Plasma-Assisted Ammonia Synthesis from N2 and H2O over rGO-TiO2 Catalysts: Enhancing Energy Efficiency and Unraveling Reaction Mechanisms

The reduction of N₂ to ammonia (NH₃) using H₂O as a hydrogen source is a promising low-carbon alternative to the Haber–Bosch process, but the efficient dissociation of N₂ and H₂O remains a challenge. Here, a reduced graphene oxide–titanium dioxide (rGO-TiO₂) hybrid catalyst was developed to enhance H₂O and N₂ dissociation under dielectric barrier discharge (DBD) plasma, facilitating plasma-assisted ammonia synthesis. The 5-rGO-TiO₂ catalyst achieved an NH₃ formation rate of 4196.62 μmol g_cat^–1 h^–1 and a high energy efficiency of 1317.77 mg kWh^–1. Mechanistic investigations using optical emission spectroscopy (OES), in situ Fourier transform infrared spectroscopy (FTIR), and X-ray photoelectron spectroscopy (XPS) confirmed the formation of reactive nitrogen species, NH_x intermediates, and NH₃, demonstrating the synergistic role of rGO in electron transfer and reactant dissociation.

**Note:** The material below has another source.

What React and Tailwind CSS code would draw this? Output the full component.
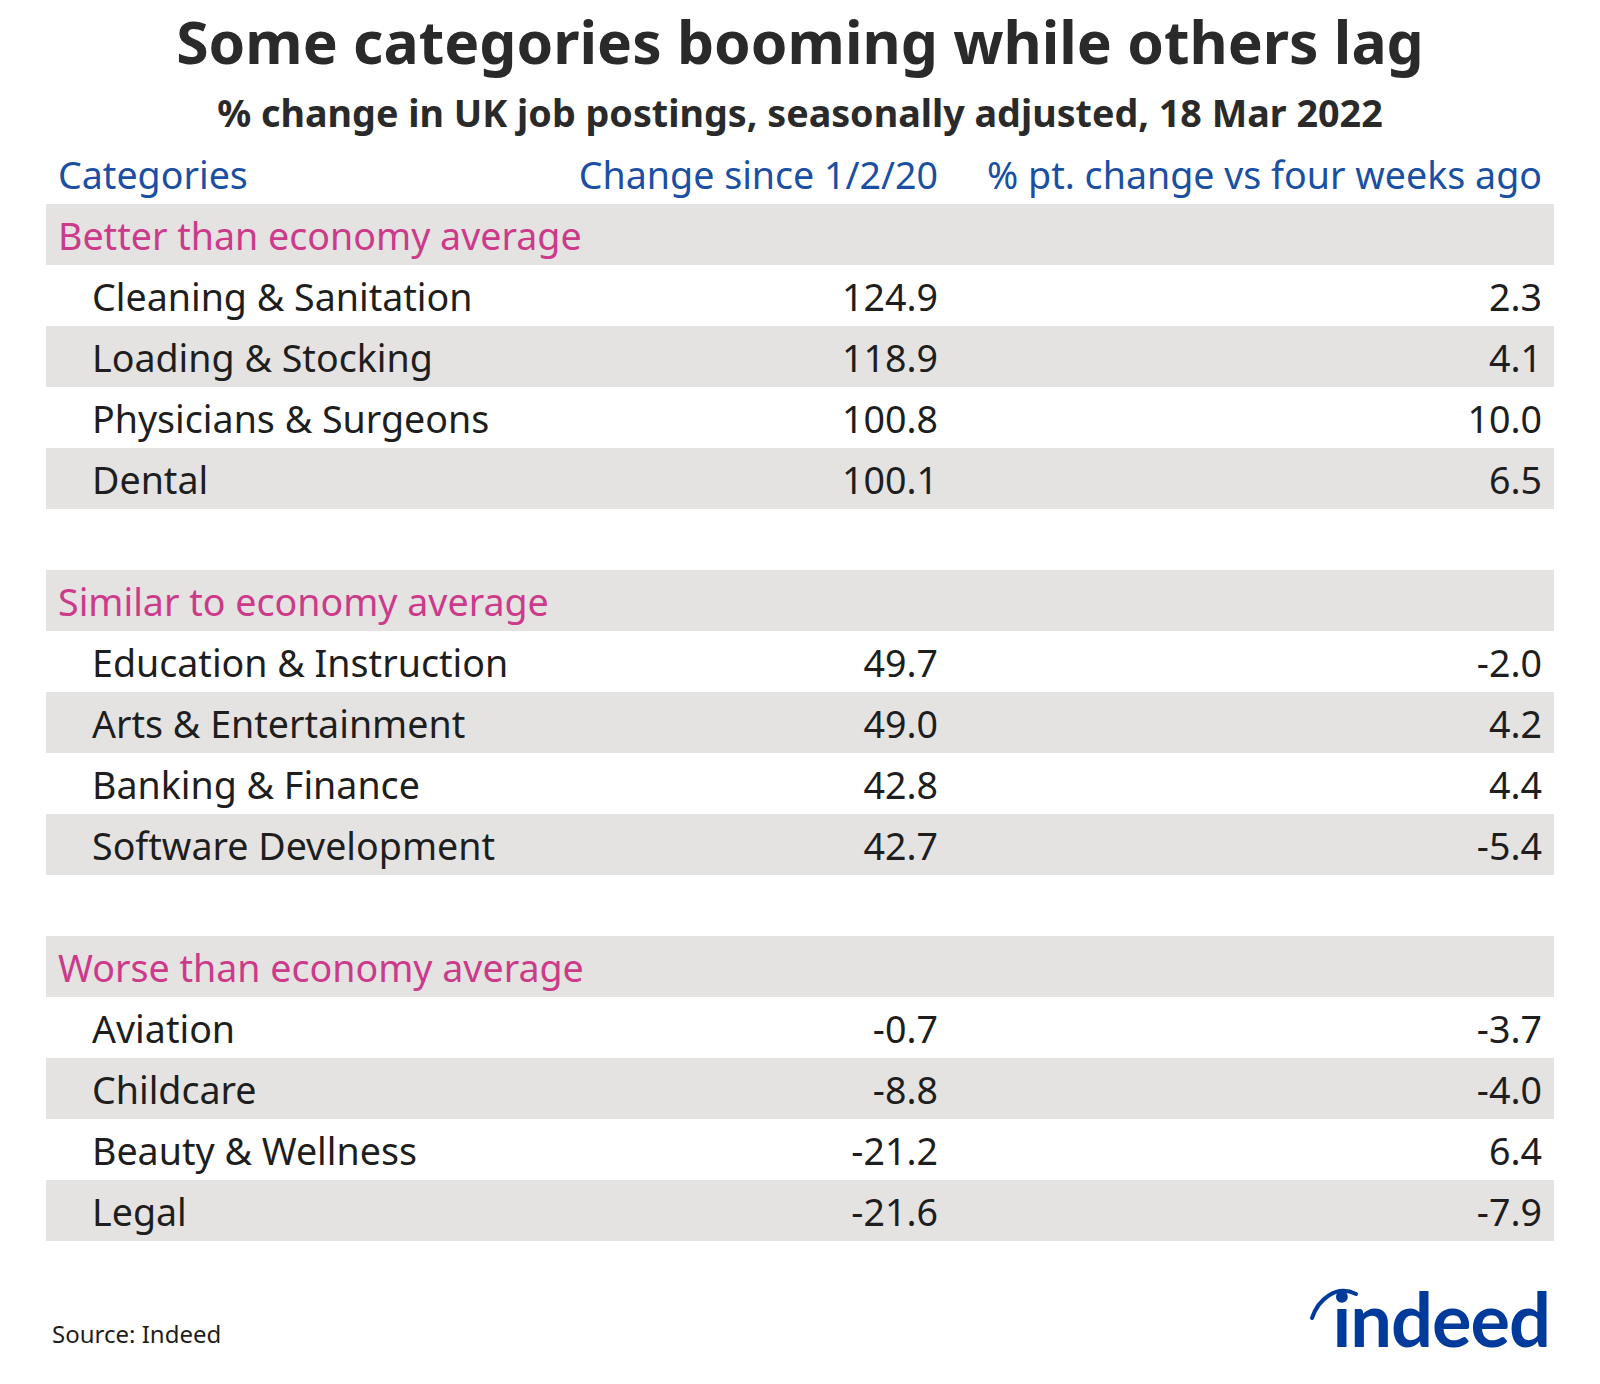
import React from "react";

const SECTIONS = [
  {
    label: "Better than economy average",
    rows: [
      ["Cleaning & Sanitation", "124.9", "2.3"],
      ["Loading & Stocking", "118.9", "4.1"],
      ["Physicians & Surgeons", "100.8", "10.0"],
      ["Dental", "100.1", "6.5"],
    ],
  },
  {
    label: "Similar to economy average",
    rows: [
      ["Education & Instruction", "49.7", "-2.0"],
      ["Arts & Entertainment", "49.0", "4.2"],
      ["Banking & Finance", "42.8", "4.4"],
      ["Software Development", "42.7", "-5.4"],
    ],
  },
  {
    label: "Worse than economy average",
    rows: [
      ["Aviation", "-0.7", "-3.7"],
      ["Childcare", "-8.8", "-4.0"],
      ["Beauty & Wellness", "-21.2", "6.4"],
      ["Legal", "-21.6", "-7.9"],
    ],
  },
];

function IndeedLogo() {
  return (
    <div className="relative h-[84px] w-[250px] mb-[18px]">
      <svg className="absolute left-0 top-0" width="70" height="50" viewBox="0 0 70 50">
        <path d="M12 36 C 18 18, 36 2, 56 12" fill="none" stroke="#003a9b" strokeWidth="4" strokeLinecap="round" />
      </svg>
      <span className="absolute right-0 top-0 text-[74px] font-bold leading-none tracking-[-1px] text-[#003a9b] [font-family:Lato,'Noto_Sans',sans-serif]">
        indeed
      </span>
    </div>
  );
}

export default function App() {
  return (
    <div className="w-[1600px] h-[1384px] bg-white flex flex-col text-[#1e1e1e] [font-family:'Noto_Sans',sans-serif]">
      <div className="h-[86px] flex items-center justify-center pb-[4px]">
        <h1 className="text-[58.8px] font-bold text-[#2a2a2a] leading-none">Some categories booming while others lag</h1>
      </div>
      <div className="h-[57px] flex items-center justify-center pb-[3px]">
        <h2 className="text-[37.7px] font-bold text-[#2a2a2a] leading-none">
          % change in UK job postings, seasonally adjusted, 18 Mar 2022
        </h2>
      </div>

      <div className="mx-[46px] flex flex-col text-[37.6px]">
        <div className="h-[61px] flex items-center pt-[3px] text-[#1a4fa3]">
          <div className="w-[500px] pl-[12px]">Categories</div>
          <div className="w-[392px] text-right">Change since 1/2/20</div>
          <div className="flex-1 text-right pr-[12px]">% pt. change vs four weeks ago</div>
        </div>

        {SECTIONS.map((section, si) => (
          <div key={section.label} className="flex flex-col">
            {si > 0 && <div className="h-[61px]" />}
            <div className="h-[61px] flex items-center pt-[3px] bg-[#e4e3e2] pl-[12px] text-[#cc3a8a]">{section.label}</div>
            {section.rows.map((row, i) => (
              <div
                key={row[0]}
                className={`h-[61px] flex items-center pt-[3px] ${i % 2 === 1 ? "bg-[#e4e3e2]" : "bg-white"}`}
              >
                <div className="w-[700px] pl-[46px]">{row[0]}</div>
                <div className="w-[192px] text-right">{row[1]}</div>
                <div className="flex-1 text-right pr-[12px]">{row[2]}</div>
              </div>
            ))}
          </div>
        ))}
      </div>

      <div className="flex-1 flex items-end justify-between pl-[52px] pr-[50px]">
        <div className="text-[24px] text-[#1e1e1e] mb-[32px]">Source: Indeed</div>
        <IndeedLogo />
      </div>
    </div>
  );
}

Density functional theory (DFT) calculations further revealed that rGO significantly lowers the energy barriers for N₂ and H₂O dissociation, improving the ammonia synthesis efficiency. Overall, the integration of rGO-TiO₂ with plasma catalysis effectively enhances reactant activation and catalytic performance, offering insights into the design of advanced catalysts for low-energy ammonia production.